If you prefer to control every aspect of your firm’s marketing, that’s not wrong. Many successful attorneys operate that way. But if that’s the case, hiring a fractional CMO is likely not the right fit.

Is your law firm’s budget large enough to support a fractional CMO?

Most experienced law firm fractional CMOs charge between $5,000 and $12,000 per month. Some charge more depending on scope and demand.  (For a great page about fractional CMO fees, click here.)

But their monthly fee is only part of the investment.

To get real results, your firm must also fund the execution of marketing strategies—advertising, content, events, branding, technology, tracking tools, intake training, and more.

As a general guideline:

  • Minimum effective marketing budget: ~$15,000/month
  • Strong growth budget: $25,000–$100,000+/month

Without sufficient budget, even the best fractional CMO will struggle to move the needle.  But even worse, they’ll be unhappy with the work, and you’ll be unhappy with the results.

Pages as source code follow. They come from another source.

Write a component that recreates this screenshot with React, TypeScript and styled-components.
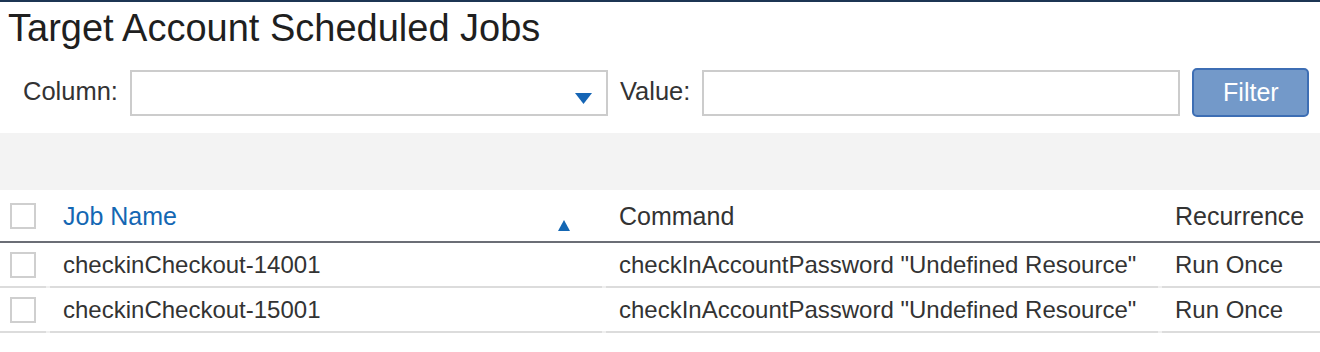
import React from "react";
import styled, { createGlobalStyle } from "styled-components";

const Global = createGlobalStyle`
  html, body { margin: 0; padding: 0; background: #ffffff; }
  body { font-family: "Liberation Sans", Arial, sans-serif; color: #333333; }
  * { box-sizing: border-box; }
`;

const Page = styled.div`
  width: 1320px;
  border-top: 2px solid #1c3553;
`;

const Title = styled.h1`
  margin: 0;
  padding: 4px 8px 0;
  font-size: 38px;
  line-height: 44px;
  font-weight: normal;
  color: #1f1f1f;
`;

const FilterRow = styled.div`
  display: flex;
  align-items: center;
  gap: 12px;
  height: 50px;
  margin-top: 18px;
  padding-left: 23px;
`;

const Label = styled.span`
  font-size: 25.5px;
  color: #333333;
  line-height: 28px;
  margin-top: -4px;
`;

const Field = styled.div<{ $w: number }>`
  width: ${(p) => p.$w}px;
  height: 46px;
  border: 2px solid #cccccc;
  background: #ffffff;
  display: flex;
  justify-content: flex-end;
  align-items: flex-end;
  padding: 0 14px 10px 0;
`;

const Button = styled.button`
  width: 117px;
  height: 49px;
  margin-top: -1px;
  background: #7399c9;
  border: 2px solid #3d6eb4;
  border-radius: 5px;
  color: #ffffff;
  font-family: "Liberation Sans", Arial, sans-serif;
  font-size: 25px;
  padding: 0;
`;

const Band = styled.div`
  height: 57px;
  margin-top: 15px;
  background: #f3f3f3;
`;

const Row = styled.div<{ $head?: boolean }>`
  display: grid;
  grid-template-columns: 46px 552px 552px 1fr;
  column-gap: 4px;
  height: ${(p) => (p.$head ? 53 : 45)}px;
  border-bottom: 2px solid ${(p) => (p.$head ? "#6b6e76" : "#efefef")};
`;

const Cell = styled.div<{ $head?: boolean; $active?: boolean }>`
  display: flex;
  align-items: center;
  justify-content: space-between;
  padding-left: 13px;
  font-size: ${(p) => (p.$head ? 25 : 24)}px;
  line-height: 28px;
  white-space: nowrap;
  color: ${(p) => (p.$active ? "#1467b3" : "#333333")};
  box-shadow: ${(p) => (p.$head ? "none" : "0 2px 0 #dcdcdc")};
`;

const CheckCell = styled(Cell)`
  padding-left: 10px;
`;

const Box = styled.span`
  width: 26px;
  height: 26px;
  border: 2px solid #cfcfcf;
  background: #ffffff;
`;

const SortIcon = styled.svg`
  align-self: flex-end;
  margin: 0 32px 10px 0;
`;

const rows = [
  { name: "checkinCheckout-14001", cmd: 'checkInAccountPassword "Undefined Resource"', rec: "Run Once" },
  { name: "checkinCheckout-15001", cmd: 'checkInAccountPassword "Undefined Resource"', rec: "Run Once" },
];

export default function App() {
  return (
    <Page>
      <Global />
      <Title>Target Account Scheduled Jobs</Title>
      <FilterRow>
        <Label>Column:</Label>
        <Field $w={478}>
          <svg width="17" height="11" viewBox="0 0 17 11">
            <polygon points="0,0 17,0 8.5,11" fill="#1565b5" />
          </svg>
        </Field>
        <Label>Value:</Label>
        <Field $w={478} />
        <Button>Filter</Button>
      </FilterRow>
      <Band />
      <Row $head>
        <CheckCell $head>
          <Box />
        </CheckCell>
        <Cell $head $active>
          Job Name
          <SortIcon width="12" height="11" viewBox="0 0 12 11">
            <polygon points="6,0 12,11 0,11" fill="#1467b3" />
          </SortIcon>
        </Cell>
        <Cell $head>Command</Cell>
        <Cell $head>Recurrence</Cell>
      </Row>
      {rows.map((r) => (
        <Row key={r.name}>
          <CheckCell>
            <Box />
          </CheckCell>
          <Cell>{r.name}</Cell>
          <Cell>{r.cmd}</Cell>
          <Cell>{r.rec}</Cell>
        </Row>
      ))}
    </Page>
  );
}
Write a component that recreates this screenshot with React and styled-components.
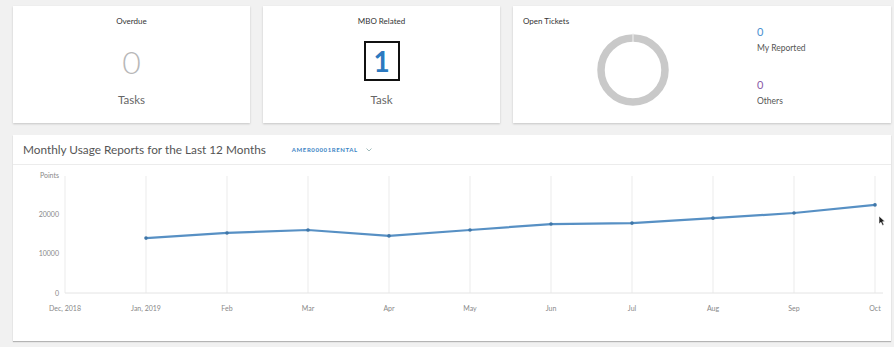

Are your goals big enough to justify a fractional CMO?

Fractional CMOs deliver the most value when aligned with ambitious, high-impact initiatives—not incremental tweaks.

Therefore, the outsourced legal marketing model is best suited for firms aggressively pursuing:

  • Wide geographic expansion or at least several new office locations
  • More attorneys or building out brand new practice areas
  • The sale, merger, or succession plan for the practice
  • A much more strategic, organized, and metrics-driven marketing operation
  • Reduced internal strain on partners and staff
  • Acquisition of higher-value and/or more desirable clients

If your goal is simply modest growth or maintaining the status quo, a fractional CMO may be more firepower than you need.

Final Thought: Is Hiring a Fractional CMO Right for Your Law Firm?

A fractional CMO is not a plug-and-play solution. It’s a strategic hire that requires:

  • The right leadership mindset
  • The right level of investment
  • The right growth objectives

When those three factors align, a fractional law firm Chief Marketing Officer can dramatically accelerate growth, improve efficiency, and bring a level of structure and accountability that most firms never achieve on their own.  The best ones will also make it fun and exciting, a benefit that shouldn’t be underestimated.

When the above factors are missing, it can feel like an expensive misfire.